Somebody else seems to be as intrigued by New York subway signs as this blog is:

It does make a good poem, probably entitled “Z”:

To Jamaica Center

Weekday afternoons.

Express to Myrtle Avenue,

PM rush,

Skip-stop

***

Other times,

All stops

But for a public information notice, it is, as we have had occasion to discuss before, a bit short of words. And this time we’re dealing with the kind of comprehension-bending complexity that only the Metropolitan Transportation Authority can produce. If you find the semi-fast service to Amersham a bit confusing, get a load of this, and imagine trying to put it on a sign:


“The J operates at all times while the Z, operating internally as its rush-hour variant, runs with six trips in each peak direction on weekdays; both services run through the entirety of the BMT Archer Avenue and Jamaica lines, via the Williamsburg Bridge, and the Nassau Street Line between Jamaica Center–Parsons/Archer in Jamaica, Queens, and Broad Street in Lower Manhattan. When the Z operates, the two services form a skip-stop pair between Sutphin Boulevard–JFK and Myrtle Avenue-Broadway. In addition during rush hours and middays in the peak direction, they run express in Brooklyn between Myrtle Avenue-Broadway and Marcy Avenue, bypassing three stations. At all other times, only the J operates, serving every station on its entire route. (per Wikipedia)

So, what we have is:

• a platform from which two services run along the same line, the Z train and the J train

and

• the Z train is an express that misses out stops, and the J train is a “local” that stops at all stations. Fine.

BUT

• The Z train only runs in rush hour, on weekdays, and it only runs in the peak flow direction (ie into Manhattan in the mornings, out of Manhattan in the evenings)

AND

• When the Z train is running, it affects the J train’s schedule: the J train then misses out some (but not all) of the stations that the Z train stops at, and ceases to be a true “local”. They become a “skip-stop pair” (try saying that three times quickly).

FURTHERMORE

• There are three stations that neither the J or the Z stop at, but only during weekday rush hour, and only in the peak direction. At other times the J train will stop there.

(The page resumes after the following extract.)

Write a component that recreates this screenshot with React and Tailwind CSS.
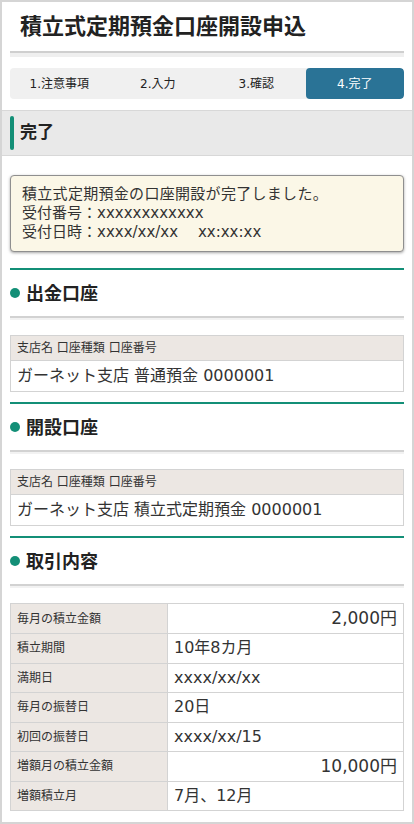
const steps = ['1.注意事項', '2.入力', '3.確認', '4.完了'];

const details = [
  { label: '毎月の積立金額', value: '2,000円', right: true },
  { label: '積立期間', value: '10年8カ月' },
  { label: '満期日', value: 'xxxx/xx/xx' },
  { label: '毎月の振替日', value: '20日' },
  { label: '初回の振替日', value: 'xxxx/xx/15' },
  { label: '増額月の積立金額', value: '10,000円', right: true },
  { label: '増額積立月', value: '7月、12月' },
];

const SectionHeading = ({ title }) => (
  <div className="mx-[8px]">
    <div className="h-[2px] bg-[#138f77]" />
    <div className="h-[46px] flex items-center gap-[6px]">
      <span className="w-[10px] h-[10px] rounded-full bg-[#138f77]" />
      <h3 className="text-[18px] font-bold text-[#222]">{title}</h3>
    </div>
    <div className="h-[4px] border-t-2 border-[#d2d2d2] bg-[#f2f2f2]" />
  </div>
);

const AccountTable = ({ value }) => (
  <div className="mx-[8px] mt-[15px] border border-[#d3d3d3]">
    <div className="h-[25px] flex items-center px-[6px] bg-[#ece7e3] text-[12px] text-[#333] border-b border-[#d3d3d3]">
      支店名 口座種類 口座番号
    </div>
    <div className="h-[30px] flex items-center px-[6px] text-[16px] text-[#333]">{value}</div>
  </div>
);

export default function App() {
  return (
    <div
      className="w-[414px] h-[824px] border-2 border-[#d5d5d5] bg-white overflow-hidden"
      style={{ fontFamily: '"DejaVu Sans", "Noto Sans CJK JP", sans-serif' }}
    >
      {/* page title */}
      <div className="h-[49px] flex items-center pl-[18px]">
        <h1 className="text-[22px] font-bold text-[#222] leading-none">積立式定期預金口座開設申込</h1>
      </div>
      <div className="mx-[8px] h-[6px] border-t-2 border-[#cfcfcf] bg-[#efefef]" />

      {/* steps */}
      <div className="mx-[8px] mt-[11px] h-[31px] flex rounded-[4px] bg-[#f0f0f0] overflow-hidden">
        {steps.map((s, i) => (
          <div
            key={s}
            className={
              i === 3
                ? 'flex-1 flex items-center justify-center text-[12px] bg-[#2a7396] text-white rounded-[4px]'
                : 'flex-1 flex items-center justify-center text-[12px] text-[#222]'
            }
          >
            {s}
          </div>
        ))}
      </div>

      {/* status band */}
      <div className="mt-[11px] h-[46px] flex items-center gap-[6px] pl-[8px] bg-[#e9e9e9] border-t border-b border-[#d8d8d8]">
        <span className="w-[4px] h-[34px] rounded-full bg-[#138f77]" />
        <h2 className="text-[17px] font-bold text-[#222]">完了</h2>
      </div>

      {/* message */}
      <div className="mx-[8px] mt-[19px] rounded-[4px] border border-[#8f8f8f] bg-[#fbf7e7] px-[11px] py-[9px] text-[15px] leading-[19px] text-[#333] shadow-[0_1px_3px_rgba(0,0,0,0.35)]">
        <p className="tracking-[0.3px]">積立式定期預金の口座開設が完了しました。</p>
        <p>受付番号：xxxxxxxxxxxx</p>
        <p>受付日時：xxxx/xx/xx　&nbsp;xx:xx:xx</p>
      </div>

      <div className="mt-[16px]">
        <SectionHeading title="出金口座" />
        <AccountTable value="ガーネット支店 普通預金 0000001" />
      </div>

      <div className="mt-[10px]">
        <SectionHeading title="開設口座" />
        <AccountTable value="ガーネット支店 積立式定期預金 0000001" />
      </div>

      <div className="mt-[10px]">
        <SectionHeading title="取引内容" />
        <div className="mx-[8px] mt-[15px] border border-[#d3d3d3]">
          {details.map((d, i) => (
            <div
              key={d.label}
              className={i === 0 ? 'flex h-[29px]' : 'flex h-[29.5px] border-t border-[#d3d3d3]'}
            >
              <div className="w-[157px] shrink-0 flex items-center px-[6px] bg-[#ece7e3] text-[12px] text-[#333] border-r border-[#d3d3d3]">
                {d.label}
              </div>
              <div
                className={
                  d.right
                    ? 'flex-1 flex items-center justify-end px-[6px] text-[17px] text-[#333]'
                    : 'flex-1 flex items-center px-[6px] text-[16px] text-[#333]'
                }
              >
                {d.value}
              </div>
            </div>
          ))}
        </div>
      </div>
    </div>
  );
}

So, to return to the sign: this is Essex Street station in lower Manhattan, and trains from this platform are heading to Jamaica Center in Queens, ie, out of Manhattan. This platform is therefore not affected by the Z train in the mornings, but is affected by it in the evenings (the “PM rush”), when the skip-stop comes into operation. Essex Street station also comes just before the three stations that get missed out altogether in rush hour, so trains from here are “express” (ie almost non-stop) as far as Myrtle Avenue station in Brooklyn on weekday afternoons (but only afternoons).

So after an hour’s research, you can start to see what they mean. I still think there’s a problem with the sign, though: for one thing, the Z bullet at the start makes you think that everything that follows applies only to the Z train. In fact, crucially, the J train becomes a skip-stop train too. But the second sentence gives the impression that you can always rely on the good old J to stop everywhere (which you can’t), or maybe that Z trains run in the peak and J trains in the off-peak (which isn’t the whole story either).

Can we do any better with the wording? Last time, we had some success in inserting a few existential clauses, but that won’t cut it this time. Get me rewrite.

Judging by the length of the longest line, I reckon you could get 125 or so characters on the sign if you fill all three decks. Maybe it could say something like this?

Z J to Jamaica Center. Both trains express to Myrtle Ave wkday afternoons and skip stops in PM rush. J all stops other times

At least I think that’s what it means. Input and commentary from people who, unlike me, know what they’re talking about would be very welcome.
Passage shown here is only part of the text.